Invisible in this ad are the true hard workers, who know that privilege is neither self-created nor the result of simple luck: those who keep the house and lawn pristine, those who put in twelve-hour days (with no three-hour golf lunch) for minimum wage in order to build the company’s profits that provided the Christmas bonuses that paid for the house, those who care for the children when Dad (and perhaps Mom) is at work. In a world where economic inequality is increasing at a horrifying rate, this ad borrows the language of (in Michael Kimmel’s words) the American “self-made man” from its usual home in pickup truck commercials and country songs in order to justify wealth and offer it, yet again, as something we all can attain if we only can manage to be “crazy, driven, hard-workin’ believers.”

This unbalanced valuing of workaholism, and its misleading and erroneous tie to forms of “success” that in fact stem from white, male, citizen, and class privilege, have increasingly become the bar that is held out for faculty in a corporatizing education system run, at the top, by trustees and overseers who all too often look and sound much like the man in the Cadillac commercial. The expectation of workaholism underlies the ever-increasing disparagement of tenure and sabbatical systems, and the rapid expansion of the exploited classes of adjunct and graduate instructors. These expectations affect teachers disproportionately, based on ranking factors such as seniority, permanence of appointment, and student status. They also affect us disproportionately based on our socially expected roles at work and at home—most importantly, gendered roles—and based on those identities that intersect the fault lines of social power.

W. E. B. Du Bois warned a century ago that African Americans would have to work far harder than whites to make the same gains; in many ways, nothing has changed, and his words have proven prophetic for other groups underrepresented in academia. Plus, most faculty members from such groups put in hours of additional service each year in informal mentoring of both students and colleagues. While this time is often freely and willingly given, it is officially unacknowledged and makes those of us in such roles appear insufficiently “crazy driven.”

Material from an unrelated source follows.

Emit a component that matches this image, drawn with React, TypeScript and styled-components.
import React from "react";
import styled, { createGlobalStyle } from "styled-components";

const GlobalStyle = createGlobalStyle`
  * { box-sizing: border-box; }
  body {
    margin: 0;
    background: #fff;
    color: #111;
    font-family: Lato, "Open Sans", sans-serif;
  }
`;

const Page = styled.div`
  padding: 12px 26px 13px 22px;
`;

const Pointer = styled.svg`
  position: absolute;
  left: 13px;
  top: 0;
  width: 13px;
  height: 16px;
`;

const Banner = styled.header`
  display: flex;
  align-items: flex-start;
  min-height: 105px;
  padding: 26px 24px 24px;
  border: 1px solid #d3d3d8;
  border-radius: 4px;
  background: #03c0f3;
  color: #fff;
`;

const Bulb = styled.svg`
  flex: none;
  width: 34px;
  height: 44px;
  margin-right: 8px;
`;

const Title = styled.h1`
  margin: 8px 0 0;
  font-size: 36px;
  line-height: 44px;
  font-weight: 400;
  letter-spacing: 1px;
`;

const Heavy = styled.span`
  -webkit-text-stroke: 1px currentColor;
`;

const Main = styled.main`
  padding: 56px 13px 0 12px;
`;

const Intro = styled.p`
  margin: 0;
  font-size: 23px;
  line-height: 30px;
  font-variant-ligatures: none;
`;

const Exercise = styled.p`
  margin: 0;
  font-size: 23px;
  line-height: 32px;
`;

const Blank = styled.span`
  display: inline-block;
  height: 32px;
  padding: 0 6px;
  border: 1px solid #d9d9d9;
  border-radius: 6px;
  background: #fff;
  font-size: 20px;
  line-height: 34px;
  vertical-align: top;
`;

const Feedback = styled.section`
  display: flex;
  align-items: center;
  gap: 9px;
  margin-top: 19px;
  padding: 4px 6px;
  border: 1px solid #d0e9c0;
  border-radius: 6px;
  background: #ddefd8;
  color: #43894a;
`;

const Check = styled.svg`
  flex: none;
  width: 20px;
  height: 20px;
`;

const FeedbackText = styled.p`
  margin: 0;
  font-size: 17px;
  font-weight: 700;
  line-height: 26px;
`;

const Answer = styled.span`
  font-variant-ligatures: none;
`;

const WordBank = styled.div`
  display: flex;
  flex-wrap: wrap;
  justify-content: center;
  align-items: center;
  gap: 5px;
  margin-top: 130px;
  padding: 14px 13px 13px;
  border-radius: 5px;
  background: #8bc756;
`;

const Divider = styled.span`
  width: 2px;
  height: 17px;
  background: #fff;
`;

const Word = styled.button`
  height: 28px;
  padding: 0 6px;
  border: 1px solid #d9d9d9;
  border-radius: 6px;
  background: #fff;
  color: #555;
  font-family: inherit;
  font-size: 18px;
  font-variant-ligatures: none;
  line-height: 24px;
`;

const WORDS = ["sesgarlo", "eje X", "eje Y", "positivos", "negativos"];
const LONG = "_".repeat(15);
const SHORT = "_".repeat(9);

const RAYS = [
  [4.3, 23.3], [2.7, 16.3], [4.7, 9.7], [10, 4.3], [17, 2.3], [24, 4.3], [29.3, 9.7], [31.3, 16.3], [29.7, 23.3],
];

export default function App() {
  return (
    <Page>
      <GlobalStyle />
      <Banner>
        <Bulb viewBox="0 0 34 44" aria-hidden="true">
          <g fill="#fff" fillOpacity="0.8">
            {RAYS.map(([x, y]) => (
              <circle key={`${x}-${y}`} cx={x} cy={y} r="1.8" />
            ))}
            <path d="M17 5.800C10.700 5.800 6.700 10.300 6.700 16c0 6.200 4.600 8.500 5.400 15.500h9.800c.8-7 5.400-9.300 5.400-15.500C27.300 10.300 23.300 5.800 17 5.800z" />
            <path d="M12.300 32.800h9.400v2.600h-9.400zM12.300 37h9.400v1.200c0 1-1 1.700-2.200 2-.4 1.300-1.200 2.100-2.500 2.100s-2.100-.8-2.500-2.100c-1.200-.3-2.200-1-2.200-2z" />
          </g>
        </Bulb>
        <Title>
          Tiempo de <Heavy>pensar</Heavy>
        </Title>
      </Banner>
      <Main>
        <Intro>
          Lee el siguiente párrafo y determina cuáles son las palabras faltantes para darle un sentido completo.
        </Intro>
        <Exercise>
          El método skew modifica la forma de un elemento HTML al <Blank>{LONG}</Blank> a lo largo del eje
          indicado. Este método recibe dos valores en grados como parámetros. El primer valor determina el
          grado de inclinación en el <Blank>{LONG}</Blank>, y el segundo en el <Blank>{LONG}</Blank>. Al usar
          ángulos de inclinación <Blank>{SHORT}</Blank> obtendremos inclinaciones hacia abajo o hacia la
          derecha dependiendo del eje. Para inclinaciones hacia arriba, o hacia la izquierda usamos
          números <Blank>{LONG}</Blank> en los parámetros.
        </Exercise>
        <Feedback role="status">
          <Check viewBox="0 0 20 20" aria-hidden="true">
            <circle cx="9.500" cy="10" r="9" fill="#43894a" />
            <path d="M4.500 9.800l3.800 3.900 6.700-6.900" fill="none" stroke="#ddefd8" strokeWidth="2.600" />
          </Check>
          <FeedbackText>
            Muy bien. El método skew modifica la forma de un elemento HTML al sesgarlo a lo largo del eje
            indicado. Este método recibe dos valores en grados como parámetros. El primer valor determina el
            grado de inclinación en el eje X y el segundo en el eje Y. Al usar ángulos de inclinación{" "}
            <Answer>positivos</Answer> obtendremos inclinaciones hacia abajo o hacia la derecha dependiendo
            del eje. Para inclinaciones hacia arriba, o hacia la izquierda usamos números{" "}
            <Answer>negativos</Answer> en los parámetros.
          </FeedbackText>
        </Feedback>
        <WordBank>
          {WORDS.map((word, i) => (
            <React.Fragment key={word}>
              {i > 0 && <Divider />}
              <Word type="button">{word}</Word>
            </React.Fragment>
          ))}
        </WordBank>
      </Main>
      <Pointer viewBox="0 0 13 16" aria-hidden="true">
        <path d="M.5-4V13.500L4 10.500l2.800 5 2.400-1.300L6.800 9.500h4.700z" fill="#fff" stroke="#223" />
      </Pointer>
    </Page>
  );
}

For some of us, unions offer protection from the direct and unspoken demands of our administrators, who are under their own pressures from the Cadillac men at whose pleasure they serve. For some, department chairs can play that role. But all of us eventually find ourselves in a place where no one has our backs—no one, that is, but ourselves. And this is where things get particularly tricky. Many of us are trained from childhood—by gender expectations, cultural norms, religious values, or other influences—to work communally, to take on more burdens when our friends and colleagues are barely holding up under their own, not to throw our coworkers under the bus. So when everyone has too much work, how should we respond? If we save ourselves by refusing to take on unreasonable burdens, and thereby hand those burdens off to our already overworked colleagues, we (especially women faculty and faculty of color) are accused of being selfish, power-hungry, focused on climbing the ladder alone at the expense of everyone around us. If we save our reputations and perhaps our self-image, we end up putting in sixteen-hour days, six or seven days a week. How many senior scholars belonging to academically underrepresented groups have developed stress-related chronic illnesses over the course of their careers? I suspect there is more pattern than chance here.

We often talk about work-life balance as though it’s an individual talent, yet another skill for scholars from underrepresented groups to master in order to succeed in the academy. But work-life balance is not a self-made trait, or an elusive ability that we can somehow grasp—like salvation—if we just believe, or if we just work hard enough. It is evidence of a deep structural problem. And until we can see this problem for what it is, and perhaps begin to address it at its roots, I fear we will all continue striving for and falling short of the illusory status of “crazy, driven, hard-workin’ believer” with an electric Caddy out front.


Melissa M. Wilcox is an associate professor of religion and gender studies at Whitman College.